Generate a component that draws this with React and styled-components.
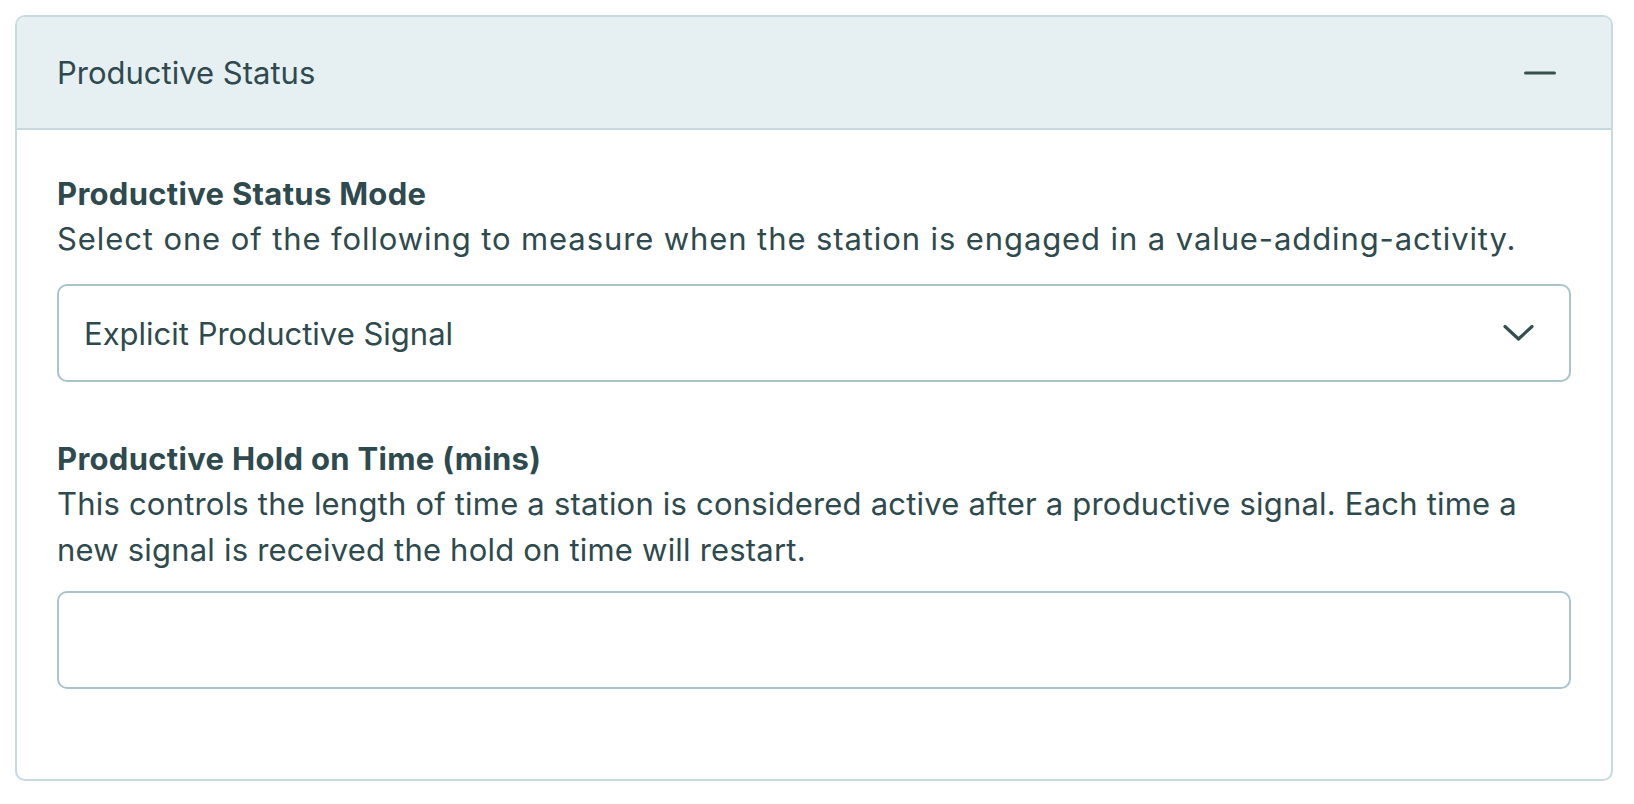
import React from 'react';
import styled, { createGlobalStyle } from 'styled-components';

const GlobalStyle = createGlobalStyle`
  html, body {
    margin: 0;
    padding: 0;
    background: #ffffff;
  }
  body {
    font-family: Inter, "Noto Sans", "Liberation Sans", sans-serif;
    color: #2e4a4e;
  }
`;

const Page = styled.div`
  padding: 15px 21px 24px 15px;
`;

const Card = styled.section`
  border: 2px solid #c6dadf;
  border-radius: 10px;
  overflow: hidden;
  background: #ffffff;
`;

const Header = styled.div`
  height: 111px;
  display: flex;
  align-items: center;
  justify-content: space-between;
  padding: 0 55px 0 40px;
  background: #e6eff1;
  border-bottom: 2px solid #c6dadf;
`;

const Title = styled.h2`
  margin: 0;
  font-size: 31px;
  font-weight: 400;
  color: #2e4a4e;
`;

const Toggle = styled.button`
  border: 0;
  background: none;
  padding: 0;
  width: 32px;
  height: 20px;
  display: flex;
  align-items: center;
  cursor: pointer;
`;

const Body = styled.div`
  padding: 44px 40px 90px 40px;
  display: flex;
  flex-direction: column;
  gap: 57px;
`;

const Field = styled.div`
  display: flex;
  flex-direction: column;
`;

const Label = styled.label`
  font-size: 31px;
  font-weight: 700;
  line-height: 40px;
  letter-spacing: 0.3px;
  color: #2e4a4e;
`;

const Help = styled.p`
  margin: 2px 0 0;
  font-size: 31px;
  line-height: 46px;
  font-weight: 400;
  color: #2e4a4e;
  letter-spacing: ${p => p.$spacing || 0}px;
`;

const Box = styled.div`
  margin-top: ${p => p.$gap || 22}px;
  height: 94px;
  border: 2px solid #a9c5cb;
  border-radius: 10px;
  display: flex;
  align-items: center;
  justify-content: space-between;
  padding: 0 35px 0 25px;
  font-size: 31px;
  color: #2e4a4e;
  background: #ffffff;
`;

const Chevron = () => (
  <svg width="31" height="18" viewBox="0 0 31 18" fill="none">
    <path d="M2 2.5 L15.5 15 L29 2.5" stroke="#33504f" strokeWidth="3.2" strokeLinecap="round" strokeLinejoin="round" />
  </svg>
);

const Minus = () => (
  <svg width="32" height="4" viewBox="0 0 32 4" fill="none">
    <path d="M1.5 2 H30.5" stroke="#35514f" strokeWidth="3" strokeLinecap="round" />
  </svg>
);

export default function App() {
  return (
    <Page>
      <GlobalStyle />
      <Card>
        <Header>
          <Title>Productive Status</Title>
          <Toggle aria-label="Collapse"><Minus /></Toggle>
        </Header>
        <Body>
          <Field>
            <Label>Productive Status Mode</Label>
            <Help $spacing={0.9}>Select one of the following to measure when the station is engaged in a value-adding-activity.</Help>
            <Box>
              <span>Explicit Productive Signal</span>
              <Chevron />
            </Box>
          </Field>
          <Field>
            <Label>Productive Hold on Time (mins)</Label>
            <Help $spacing={0.2}>This controls the length of time a station is considered active after a productive signal. Each time a new signal is received the hold on time will restart.</Help>
            <Box $gap={18} />
          </Field>
        </Body>
      </Card>
    </Page>
  );
}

:: Exercise brief ::
Without including any pictures, print all of the material exactly as given.

:: Completed exercise ::
Generate a component that draws this with React and styled-components.
import React from 'react';
import styled, { createGlobalStyle } from 'styled-components';

const GlobalStyle = createGlobalStyle`
  html, body {
    margin: 0;
    padding: 0;
    background: #ffffff;
  }
  body {
    font-family: Inter, "Noto Sans", "Liberation Sans", sans-serif;
    color: #2e4a4e;
  }
`;

const Page = styled.div`
  padding: 15px 21px 24px 15px;
`;

const Card = styled.section`
  border: 2px solid #c6dadf;
  border-radius: 10px;
  overflow: hidden;
  background: #ffffff;
`;

const Header = styled.div`
  height: 111px;
  display: flex;
  align-items: center;
  justify-content: space-between;
  padding: 0 55px 0 40px;
  background: #e6eff1;
  border-bottom: 2px solid #c6dadf;
`;

const Title = styled.h2`
  margin: 0;
  font-size: 31px;
  font-weight: 400;
  color: #2e4a4e;
`;

const Toggle = styled.button`
  border: 0;
  background: none;
  padding: 0;
  width: 32px;
  height: 20px;
  display: flex;
  align-items: center;
  cursor: pointer;
`;

const Body = styled.div`
  padding: 44px 40px 90px 40px;
  display: flex;
  flex-direction: column;
  gap: 57px;
`;

const Field = styled.div`
  display: flex;
  flex-direction: column;
`;

const Label = styled.label`
  font-size: 31px;
  font-weight: 700;
  line-height: 40px;
  letter-spacing: 0.3px;
  color: #2e4a4e;
`;

const Help = styled.p`
  margin: 2px 0 0;
  font-size: 31px;
  line-height: 46px;
  font-weight: 400;
  color: #2e4a4e;
  letter-spacing: ${p => p.$spacing || 0}px;
`;

const Box = styled.div`
  margin-top: ${p => p.$gap || 22}px;
  height: 94px;
  border: 2px solid #a9c5cb;
  border-radius: 10px;
  display: flex;
  align-items: center;
  justify-content: space-between;
  padding: 0 35px 0 25px;
  font-size: 31px;
  color: #2e4a4e;
  background: #ffffff;
`;

const Chevron = () => (
  <svg width="31" height="18" viewBox="0 0 31 18" fill="none">
    <path d="M2 2.5 L15.5 15 L29 2.5" stroke="#33504f" strokeWidth="3.2" strokeLinecap="round" strokeLinejoin="round" />
  </svg>
);

const Minus = () => (
  <svg width="32" height="4" viewBox="0 0 32 4" fill="none">
    <path d="M1.5 2 H30.5" stroke="#35514f" strokeWidth="3" strokeLinecap="round" />
  </svg>
);

export default function App() {
  return (
    <Page>
      <GlobalStyle />
      <Card>
        <Header>
          <Title>Productive Status</Title>
          <Toggle aria-label="Collapse"><Minus /></Toggle>
        </Header>
        <Body>
          <Field>
            <Label>Productive Status Mode</Label>
            <Help $spacing={0.9}>Select one of the following to measure when the station is engaged in a value-adding-activity.</Help>
            <Box>
              <span>Explicit Productive Signal</span>
              <Chevron />
            </Box>
          </Field>
          <Field>
            <Label>Productive Hold on Time (mins)</Label>
            <Help $spacing={0.2}>This controls the length of time a station is considered active after a productive signal. Each time a new signal is received the hold on time will restart.</Help>
            <Box $gap={18} />
          </Field>
        </Body>
      </Card>
    </Page>
  );
}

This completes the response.